Virtually all the social life on Crockett Island is centered around its only church, St. Patrick’s, overseen by the ancient Monsignor Pruitt, and his loathsome second-in-command, Bev Keane (Samantha Sloyan). When Monsignor Pruitt falls ill on a trip to the Holy Land and is temporarily replaced by the younger Father Paul (Hamish Linklater), it’s the most exciting thing to happen to the town in years. Father Paul is a dynamic, passionate speaker, offering messages of hope and rebirth, something the people of Crockett Island clearly haven’t heard in a long time. 

They aren’t sure what to make of Father Paul himself, however, not until he miraculously heals the Mayor’s daughter, Leeza (Annarah Cymone), confined to a wheelchair after she was accidentally shot. Miracles abound after that, with bad backs mysteriously better, vision improved, and minds clouded by dementia made clear again. Hope has returned to the dying little town, thanks solely to the arrival of Father Paul. Even the non-believer Riley softens a bit, when Father Paul offers to counsel him in the 12 step program and seems to understand him in a way few other people do.

But where did Father Paul come from? Well, no one really seems to know, and after a while, no one really cares.

Let’s just get this out of the way right now: if Mike Flanagan’s approach to slowly, methodically creating a vivid setting and developing his substantial cast of characters turned you off to The Haunting of Hill House and The Haunting of Bly Manor, I regret to inform you that you will not likely enjoy Midnight Mass.
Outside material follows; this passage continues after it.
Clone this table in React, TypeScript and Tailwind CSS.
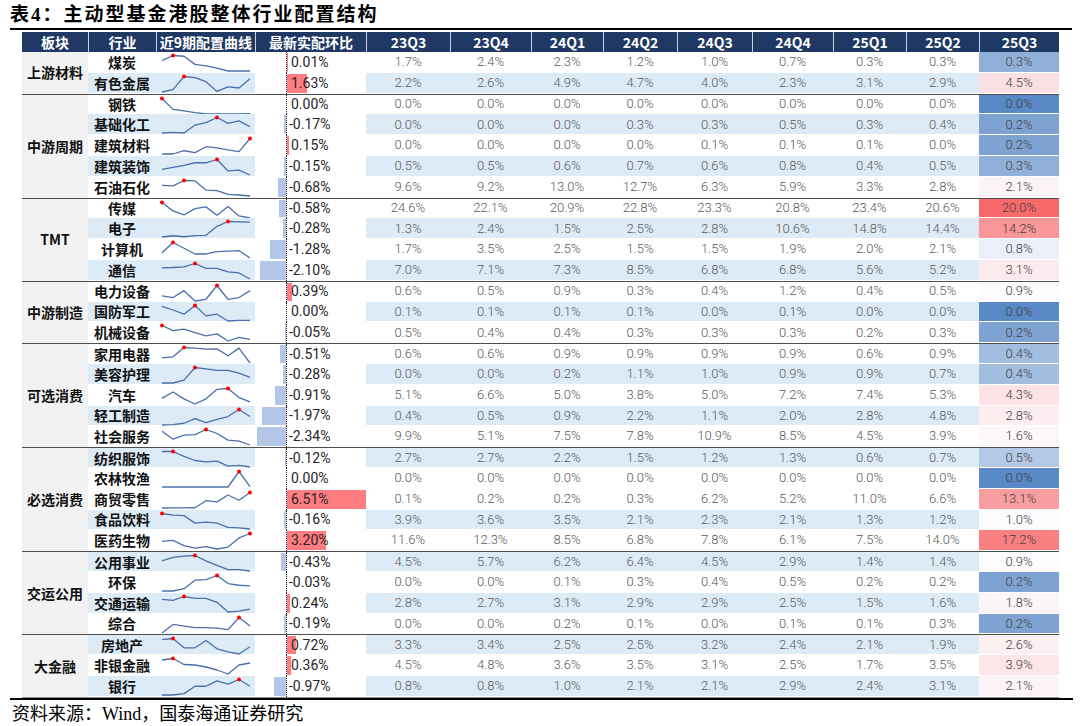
import React from "react";

type Row = {
  name: string;
  v: number[];
  chg: number;
  blue: boolean;
  spark?: number[];
  dot?: number;
};
type Group = { name: string; rows: Row[] };

const groups: Group[] = [
  {
    name: "上游材料",
    rows: [
      { name: "煤炭", v: [1.7, 2.4, 2.3, 1.2, 1.0, 0.7, 0.3, 0.3, 0.3], chg: 0.01, blue: false },
      { name: "有色金属", v: [2.2, 2.6, 4.9, 4.7, 4.0, 2.3, 3.1, 2.9, 4.5], chg: 1.63, blue: true },
    ],
  },
  {
    name: "中游周期",
    rows: [
      { name: "钢铁", v: [0, 0, 0, 0, 0, 0, 0, 0, 0], chg: 0.0, blue: false, spark: [1, 0.3, 0.2, 0.09, 0, 0, 0, 0, 0.02], dot: 0 },
      { name: "基础化工", v: [0, 0, 0, 0.3, 0.3, 0.5, 0.3, 0.4, 0.2], chg: -0.17, blue: true, spark: [0, 0.04, 0, 0.51, 0.67, 1, 0.62, 0.78, 0.4], dot: 5 },
      { name: "建筑材料", v: [0, 0, 0, 0, 0.1, 0.1, 0.1, 0.0, 0.2], chg: 0.15, blue: false, spark: [0, 0, 0.21, 0.09, 0.47, 0.4, 0.26, 0.15, 1], dot: 8 },
      { name: "建筑装饰", v: [0.5, 0.5, 0.6, 0.7, 0.6, 0.8, 0.4, 0.5, 0.3], chg: -0.15, blue: true, spark: [0.36, 0.49, 0.62, 0.79, 0.79, 1, 0.26, 0.32, 0], dot: 5 },
      { name: "石油石化", v: [9.6, 9.2, 13.0, 12.7, 6.3, 5.9, 3.3, 2.8, 2.1], chg: -0.68, blue: false },
    ],
  },
  {
    name: "TMT",
    rows: [
      { name: "传媒", v: [24.6, 22.1, 20.9, 22.8, 23.3, 20.8, 23.4, 20.6, 20.0], chg: -0.58, blue: false },
      { name: "电子", v: [1.3, 2.4, 1.5, 2.5, 2.8, 10.6, 14.8, 14.4, 14.2], chg: -0.28, blue: true },
      { name: "计算机", v: [1.7, 3.5, 2.5, 1.5, 1.5, 1.9, 2.0, 2.1, 0.8], chg: -1.28, blue: false },
      { name: "通信", v: [7.0, 7.1, 7.3, 8.5, 6.8, 6.8, 5.6, 5.2, 3.1], chg: -2.1, blue: true },
    ],
  },
  {
    name: "中游制造",
    rows: [
      { name: "电力设备", v: [0.6, 0.5, 0.9, 0.3, 0.4, 1.2, 0.4, 0.5, 0.9], chg: 0.39, blue: false },
      { name: "国防军工", v: [0.1, 0.1, 0.1, 0.1, 0.0, 0.1, 0.0, 0.0, 0.0], chg: 0.0, blue: true, spark: [0.95, 0.71, 0.44, 1, 0.33, 0.44, 0, 0.04, 0.04], dot: 3 },
      { name: "机械设备", v: [0.5, 0.4, 0.4, 0.3, 0.3, 0.3, 0.2, 0.3, 0.2], chg: -0.05, blue: false, spark: [1, 0.67, 0.76, 0.54, 0.33, 0.46, 0, 0.24, 0.11], dot: 0 },
    ],
  },
  {
    name: "可选消费",
    rows: [
      { name: "家用电器", v: [0.6, 0.6, 0.9, 0.9, 0.9, 0.9, 0.6, 0.9, 0.4], chg: -0.51, blue: false, spark: [0.33, 0.4, 1, 0.96, 0.89, 0.91, 0.47, 0.96, 0], dot: 2 },
      { name: "美容护理", v: [0.0, 0.0, 0.2, 1.1, 1.0, 0.9, 0.9, 0.7, 0.4], chg: -0.28, blue: true },
      { name: "汽车", v: [5.1, 6.6, 5.0, 3.8, 5.0, 7.2, 7.4, 5.3, 4.3], chg: -0.91, blue: false },
      { name: "轻工制造", v: [0.4, 0.5, 0.9, 2.2, 1.1, 2.0, 2.8, 4.8, 2.8], chg: -1.97, blue: true },
      { name: "社会服务", v: [9.9, 5.1, 7.5, 7.8, 10.9, 8.5, 4.5, 3.9, 1.6], chg: -2.34, blue: false },
    ],
  },
  {
    name: "必选消费",
    rows: [
      { name: "纺织服饰", v: [2.7, 2.7, 2.2, 1.5, 1.2, 1.3, 0.6, 0.7, 0.5], chg: -0.12, blue: true, spark: [1, 1, 0.69, 0.42, 0.33, 0.375, 0.06, 0.1, 0], dot: 1 },
      { name: "农林牧渔", v: [0, 0, 0, 0, 0, 0, 0, 0, 0], chg: 0.0, blue: false, spark: [0, 0, 0, 0, 0, 0, 0, 1, 0.02], dot: 7 },
      { name: "商贸零售", v: [0.1, 0.2, 0.2, 0.3, 6.2, 5.2, 11.0, 6.6, 13.1], chg: 6.51, blue: false },
      { name: "食品饮料", v: [3.9, 3.6, 3.5, 2.1, 2.3, 2.1, 1.3, 1.2, 1.0], chg: -0.16, blue: true },
      { name: "医药生物", v: [11.6, 12.3, 8.5, 6.8, 7.8, 6.1, 7.5, 14.0, 17.2], chg: 3.2, blue: false },
    ],
  },
  {
    name: "交运公用",
    rows: [
      { name: "公用事业", v: [4.5, 5.7, 6.2, 6.4, 4.5, 2.9, 1.4, 1.4, 0.9], chg: -0.43, blue: true },
      { name: "环保", v: [0.0, 0.0, 0.1, 0.3, 0.4, 0.5, 0.2, 0.2, 0.2], chg: -0.03, blue: false, spark: [0, 0, 0.15, 0.7, 0.74, 1, 0.48, 0.37, 0.33], dot: 5 },
      { name: "交通运输", v: [2.8, 2.7, 3.1, 2.9, 2.9, 2.5, 1.5, 1.6, 1.8], chg: 0.24, blue: true },
      { name: "综合", v: [0.0, 0.0, 0.2, 0.1, 0.0, 0.1, 0.1, 0.3, 0.2], chg: -0.19, blue: false, spark: [0, 0.55, 0.45, 0.35, 0.35, 0.31, 0.22, 1, 0.45], dot: 7 },
    ],
  },
  {
    name: "大金融",
    rows: [
      { name: "房地产", v: [3.3, 3.4, 2.5, 2.5, 3.2, 2.4, 2.1, 1.9, 2.6], chg: 0.72, blue: true },
      { name: "非银金融", v: [4.5, 4.8, 3.6, 3.5, 3.1, 2.5, 1.7, 3.5, 3.9], chg: 0.36, blue: false },
      { name: "银行", v: [0.8, 0.8, 1.0, 2.1, 2.1, 2.9, 2.4, 3.1, 2.1], chg: -0.97, blue: true },
    ],
  },
];

const HEAD = ["23Q3", "23Q4", "24Q1", "24Q2", "24Q3", "24Q4", "25Q1", "25Q2"];
const DATA_W = [84, 81, 72, 74, 75, 81, 73, 73];

const last = groups.flatMap((g) => g.rows.map((r) => r.v[8]));
const sorted = [...last].sort((a, b) => a - b);
const HMIN = sorted[0];
const HMAX = sorted[sorted.length - 1];
const HMID = sorted[Math.floor(sorted.length / 2)];

const C_MIN = [0x5a, 0x8a, 0xc6];
const C_MID = [0xfc, 0xfc, 0xff];
const C_MAX = [0xf8, 0x69, 0x6b];

function mix(a: number[], b: number[], t: number) {
  const c = a.map((x, i) => Math.round(x + (b[i] - x) * t));
  return `rgb(${c[0]},${c[1]},${c[2]})`;
}

function heat(v: number) {
  if (v <= HMID) return mix(C_MIN, C_MID, HMID === HMIN ? 1 : (v - HMIN) / (HMID - HMIN));
  return mix(C_MID, C_MAX, (v - HMID) / (HMAX - HMID));
}

function Spark({ row }: { row: Row }) {
  const vals = row.spark ?? row.v;
  const mn = Math.min(...vals);
  const mx = Math.max(...vals);
  const norm = vals.map((x) => (mx === mn ? 0.5 : (x - mn) / (mx - mn)));
  const dot = row.dot ?? vals.indexOf(mx);
  const pts = norm.map((n, i) => [6 + i * 11, 3.5 + (1 - n) * 15.5]);
  return (
    <svg width="99" height="20" className="block overflow-visible">
      <polyline
        points={pts.map((p) => `${p[0]},${p[1]}`).join(" ")}
        fill="none"
        stroke="#4a6fae"
        strokeWidth="1.3"
        strokeLinejoin="round"
      />
      <circle cx={pts[dot][0]} cy={pts[dot][1]} r="2" fill="#ff0000" />
    </svg>
  );
}

function BarCell({ chg }: { chg: number }) {
  const w = Math.abs(chg) * 12.2;
  return (
    <div className="relative w-[111px] h-full shrink-0">
      {chg < 0 && (
        <div className="absolute right-[80px] top-[1px] bottom-[1px] bg-[#b4c6e7]" style={{ width: w }} />
      )}
      {chg > 0 && (
        <div className="absolute left-[32px] top-[1px] bottom-[1px] bg-[#ff7c80]" style={{ width: w }} />
      )}
      <div className="absolute left-[31px] top-0 bottom-0 border-l border-dotted border-[#1a1a1a]" />
      <div
        className={
          chg < 0
            ? "relative h-full flex items-center pl-[34px] font-['Roboto',sans-serif] text-[14px] text-[#262626]"
            : "relative h-full flex items-center pl-[36px] font-['Roboto',sans-serif] text-[14px] text-[#262626]"
        }
      >
        {chg.toFixed(2)}%
      </div>
    </div>
  );
}

function DataRow({ row, first }: { row: Row; first: boolean }) {
  const bg = row.blue ? "bg-[#ddebf7]" : "bg-white";
  return (
    <div
      className={
        first
          ? "flex h-[20.8px] border-t border-[#4d4d4d]"
          : "flex h-[20.8px]"
      }
    >
      <div className={`${bg} w-[167px] shrink-0 flex border-b border-white`}>
        <div className="w-[68px] shrink-0 flex items-center justify-center text-[14px] font-bold text-[#111] leading-none">
          {row.name}
        </div>
        <div className="w-[99px] shrink-0 h-full">
          <Spark row={row} />
        </div>
      </div>
      <BarCell chg={row.chg} />
      <div className={`${bg} flex shrink-0 border-b border-white`}>
        {DATA_W.map((w, i) => (
          <div
            key={i}
            className="flex items-center justify-center font-['Roboto',sans-serif] font-light text-[13px] text-[#595959]"
            style={{ width: w }}
          >
            {row.v[i].toFixed(1)}%
          </div>
        ))}
      </div>
      <div
        className="w-[80px] shrink-0 flex items-center justify-center border-b border-white font-['Roboto',sans-serif] font-light text-[13px] text-[#404040]"
        style={{ backgroundColor: heat(row.v[8]) }}
      >
        {row.v[8].toFixed(1)}%
      </div>
    </div>
  );
}

export default function App() {
  return (
    <div className="w-[1080px] h-[726px] bg-white overflow-hidden font-['Noto_Sans_CJK_SC','Noto_Sans',sans-serif] text-black">
      <div className="h-[28px] pl-[10px] pt-[3px] text-[19px] leading-[23px] font-bold tracking-[2px] font-['Liberation_Serif','Noto_Sans_CJK_SC',serif]">
        表4：主动型基金港股整体行业配置结构
      </div>
      <div className="ml-[10px] w-[1062px] h-[2px] bg-black" />
      <div className="ml-[22px] w-[1037px] mt-[2px]">
        <div className="flex h-[20px] bg-[#203864] text-white text-[14px] font-bold leading-[20px]">
          <div className="w-[66px] text-center">板块</div>
          <div className="w-[68px] text-center border-l border-[#c9d1e0]">行业</div>
          <div className="w-[99px] text-center border-l border-[#c9d1e0] whitespace-nowrap">近9期配置曲线</div>
          <div className="w-[111px] text-center border-l border-[#c9d1e0]">最新实配环比</div>
          {HEAD.map((h, i) => (
            <div key={h} className="text-center border-l border-[#c9d1e0]" style={{ width: DATA_W[i] }}>
              {h}
            </div>
          ))}
          <div className="w-[80px] text-center border-l border-[#c9d1e0]">25Q3</div>
        </div>
        <div className="border-b border-[#8c8c8c]">
          {groups.map((g, gi) => (
            <div key={g.name} className="flex">
              <div
                className={
                  gi === 0
                    ? "w-[66px] shrink-0 bg-[#f2f2f2] flex items-center justify-center text-[14px] font-bold text-[#111]"
                    : "w-[66px] shrink-0 bg-[#f2f2f2] flex items-center justify-center text-[14px] font-bold text-[#111] border-t border-[#4d4d4d]"
                }
              >
                {g.name}
              </div>
              <div className="flex flex-col">
                {g.rows.map((r, ri) => (
                  <DataRow key={r.name} row={r} first={gi !== 0 && ri === 0} />
                ))}
              </div>
            </div>
          ))}
        </div>
      </div>
      <div className="ml-[10px] w-[1063px] h-[2px] bg-black" />
      <div className="pl-[12px] pt-[2px] text-[18px] leading-[24px] font-['Liberation_Serif','Noto_Sans_CJK_SC',serif]">
        资料来源：Wind，国泰海通证券研究
      </div>
    </div>
  );
}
If anything, it’s even slower paced than its predecessors, unfolding like a novel and giving the major players their own backstories, whether they ultimately connect to the central plot or not. It’s not until more than halfway through the series that things really start cooking, and even then the moments of flat-out, traditional horror are intercut with long monologues about faith, what we need to get us through our darkest moments, and what happens when we die. It’s not a fun or easy watch, but it’s startlingly insightful and deeply moving.

Kate Siegel in Midnight Mass (Netflix)

Churches draw in the lonely, the broken, and those who need answers for why there’s so much suffering in the world, where we know in our hearts there aren’t any. Those are God’s chosen ones, unfortunately too often overruled by those who judge and treat faith as a competition. Flanagan, who clearly is working some stuff out about his feelings toward the (presumably) Catholic Church, casts a critical eye on the hypocrisy of “good” Christians who preach God’s love and attend potluck dinners, but also keep the Muslim sheriff (Rahul Kohli) at a cool arm’s length, while methodically working to convert his teenage son. What the parishioners of St. Patrick’s do to prove their faith and devotion to the church quickly goes from baffling to horrifying, but…just look around you. Beyond the horror movie twist, it doesn’t seem all that far-fetched.

Flanagan is an actor’s director, and he gets career-best performances out of Gilford, Siegel and Kohli. Samantha Sloyan, playing a signature Stephen King evil church lady, has a lethal combination of smugness and malice all but oozing from her pores. But it’s Hamish Linklater who dominates the entire series as Father Paul. If you watched the criminally underrated Legion, you’ll know that Linklater plays “quietly sinister” like no one’s business, and he ramps it up to marvelous effect here, relying on a disarmingly soothing baritone voice and an often unreadable expression in his eyes to chilling, fascinating effect. What makes Father Paul a more compelling character is that it’s unclear how the audience is supposed to feel about him. He seems to have genuinely good intentions when he comes to Crockett Island, but of course, we know what they say about good intentions.

There are few stumbles in Midnight Mass, save for the fact that, even with “old” makeup, Henry Thomas is distractingly too young to be playing Zach Gilford’s father. It’s such a minor thing in an otherwise impeccable series that it almost seems petty to point it out, and it’s more than balanced by a number of moments that are beautiful, or haunting, or sometimes both. It’s unclear if organized religion will continue to have much place in the world (or what’s left of it) going forward, but faith will always exist. Faith that the sun will rise the next day. Faith in science. Faith that we will live on, stardust and ash, no favorites, on equal ground, forever.

Midnight Mass premieres on Netflix September 24th.